Nabarro LLP
- Headquarters: London, United Kingdom
- No. of offices: Six
- No. of lawyers: Approximately 400
- Major practice areas: General practice
- Revenue: £126 million (2014/15)
- Profit per equity partner: £576,000 (2014/15)
- Date founded: 1958 (London)
- Company type: Limited liability partnership
- Website: nabarro.com

= Nabarro LLP =

Law firms of the United Kingdom

Nabarro LLP was an international law firm headquartered in London, United Kingdom. In 2014/15 it achieved total revenues of £126 million, making it the 34th-largest UK-based law firm by this measurement, and profits per equity partner of £576,000. It is part of an international alliance with other independent law firms covering Germany, France, Italy, Spain and the UK.

== History ==
The origins of Nabarro go back to just after the Second World War. By 1958, the principals, Leslie Nathanson, Felix Nabarro and his brother Alan Nabarro, had merged their firms to form an eight partner, sixty employee firm advising on property, litigation, company commercial and family law matters under the name Nabarro Nathanson.

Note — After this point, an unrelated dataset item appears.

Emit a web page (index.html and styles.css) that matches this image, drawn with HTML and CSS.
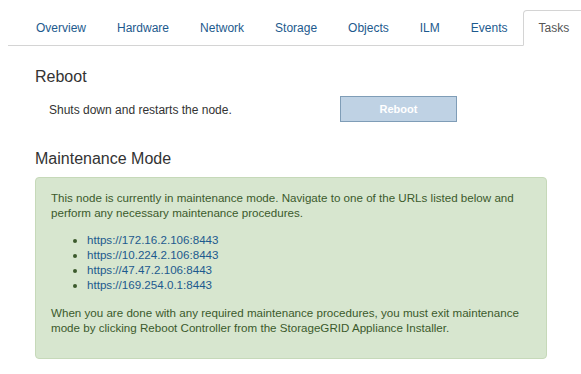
FILE: index.html
```html
<!DOCTYPE html>
<html lang="en">
<head>
    <meta charset="UTF-8">
    <meta name="viewport" content="width=device-width, initial-scale=1.0">
    <title>Node Tasks</title>
    <link rel="stylesheet" href="styles.css">
</head>
<body>
    <ul class="tabs">
        <li><a href="#">Overview</a></li>
        <li><a href="#">Hardware</a></li>
        <li><a href="#">Network</a></li>
        <li><a href="#">Storage</a></li>
        <li><a href="#">Objects</a></li>
        <li><a href="#">ILM</a></li>
        <li><a href="#">Events</a></li>
        <li class="active"><a href="#">Tasks</a></li>
    </ul>

    <div class="content">
        <h2 class="section-title">Reboot</h2>
        <div class="task-row">
            <span class="task-label">Shuts down and restarts the node.</span>
            <button class="btn-reboot" disabled>Reboot</button>
        </div>

        <h2 class="section-title maint-title">Maintenance Mode</h2>
        <div class="alert">
            <p>This node is currently in maintenance mode. Navigate to one of the URLs listed below and perform any necessary maintenance procedures.</p>
            <ul class="url-list">
                <li><a href="#">https://172.16.2.106:8443</a></li>
                <li><a href="#">https://10.224.2.106:8443</a></li>
                <li><a href="#">https://47.47.2.106:8443</a></li>
                <li><a href="#">https://169.254.0.1:8443</a></li>
            </ul>
            <p>When you are done with any required maintenance procedures, you must exit maintenance mode by clicking Reboot Controller from the StorageGRID Appliance Installer.</p>
        </div>
    </div>
</body>
</html>
```

FILE: styles.css
```css
body {
    margin: 0;
    font-family: "Liberation Sans", Arial, sans-serif;
    font-size: 12px;
    line-height: 15px;
    color: #333;
    background-color: #fff;
}
.tabs {
    display: flex;
    list-style: none;
    margin: 10px 2px 0 8px;
    padding: 0 0 0 13px;
    border-bottom: 1px solid #d4d4d4;
}
.tabs li {
    margin: 0 1px -1px 0;
}
.tabs a {
    display: block;
    padding: 9px 14px 8px;
    line-height: 17px;
    border: 1px solid transparent;
    border-radius: 4px 4px 0 0;
    color: #1d5a8e;
    text-decoration: none;
}
.tabs .active a {
    color: #555;
    background-color: #fff;
    border-color: #d4d4d4;
    border-bottom-color: #fff;
}
.content {
    padding: 0 34px 0 35px;
}
.section-title {
    margin: 22px 0 0;
    font-size: 16px;
    line-height: 18px;
    font-weight: normal;
    color: #333;
}
.maint-title {
    margin-top: 28px;
}
.task-row {
    display: grid;
    grid-template-columns: 291px 117px;
    align-items: center;
    margin-top: 10px;
    padding-left: 14px;
}
.task-label {
    padding-top: 2px;
}
.btn-reboot {
    height: 26px;
    padding: 0;
    font-family: inherit;
    font-size: 11px;
    font-weight: bold;
    color: #fff;
    background-color: #bfd2e4;
    border: 1px solid #7f9db7;
    border-radius: 0;
}
.alert {
    margin-top: 9px;
    padding: 12px 14px 23px 15px;
    background-color: #d7e6cf;
    border: 1px solid #c6d9b9;
    border-radius: 4px;
    color: #3b5a2c;
    font-size: 11.6px;
}
.alert p {
    margin: 0;
}
.url-list {
    margin: 12px 0 13px;
    padding-left: 36px;
}
.url-list a {
    color: #1d5a8e;
    text-decoration: none;
}
```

In 1990, Nabarro Nathanson acquired the legal team of the British Coal Corporation, which comprised 125 lawyers. In the same year the firm established an alliance with the U.S.-based law firm Weil, Gotshal & Manges, which was subsequently dissolved in 1995.

Various mergers and office moves in the West End of London culminated in the firm's relocation in November 1999 to Holborn in central London.

In February 2007, the firm changed its name from Nabarro Nathanson to Nabarro and launched its new brand with an associated strapline 'Clarity Matters'. In January 2008, Nabarro partners voted in favour of the firm converting to a limited liability partnership, with the change occurring in March of that year.

In October 2014, Nabarro moved to new offices in London Wall.

From May 2017 the firm ceased to exist independently after being merged into CMS.

==Main practice areas==
Nabarro's main practice areas include:
- Banking & Finance
- Corporate
- Dispute Resolution
- Employment
- Environment
- EU Competition & Trade
- Financial Services Regulatory
- Funds & Indirect Real Estate
- Health & Safety
- Infrastructure, Construction & Energy
- Intellectual Property
- Pensions
- Planning
- Public Sector
- Real Estate
- Real Estate Dispute Resolution
- Regulatory
- Restructuring & Insolvency
- Tax

==Offices==

Nabarro has offices in London, Sheffield, Manchester, Brussels, Singapore and Dubai.